The unconscious is not a demoniacal monster, but a natural entity which, as far as moral sense, aesthetic taste, and intellectual judgement go, is completely neutral. It only becomes dangerous when our conscious attitude to it is hopelessly wrong. To the degree that we repress it, its danger increases. But the moment the patient begins to assimilate contents that were previously unconscious, its danger diminishes. The dissociation of personality, the anxious division of the day-time and the night-time sides of the psyche, cease with progressive assimilation.

— C.G. Jung (The Essential Jung: Selected Writings)
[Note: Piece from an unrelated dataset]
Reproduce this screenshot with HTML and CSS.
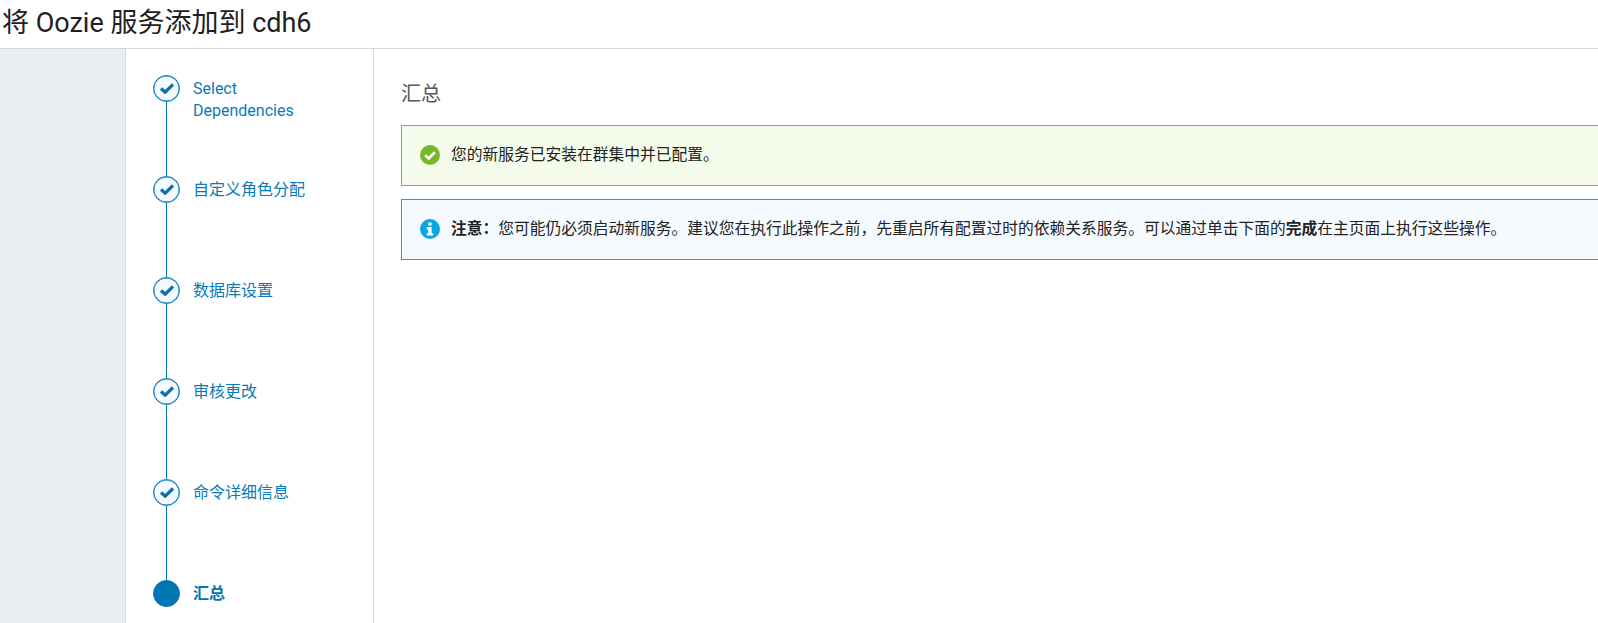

But if we understand anything of the unconscious, we know that it cannot be swallowed. We also know that it is dangerous to suppress it, because the unconscious is life and this life turns against us if suppressed, as happens in neurosis. Conscious and unconscious do not make a whole when one of them is suppressed and injured by the other. If they must contend, at least let it be a fair fight with equal rights on both sides. Both are aspects of life. Consciousness should defend its reason and protect itself, and the chaotic life of the unconscious should be given the chance of having its way too – as much of it as we can stand. This means open conflict and open collaboration at once. That, evidently, is the way human life should be. It is the old game of hammer and anvil: between them the patient iron is forged into an indestructible whole, an ‘individual.’ This, roughly, is what I mean by the individuation process.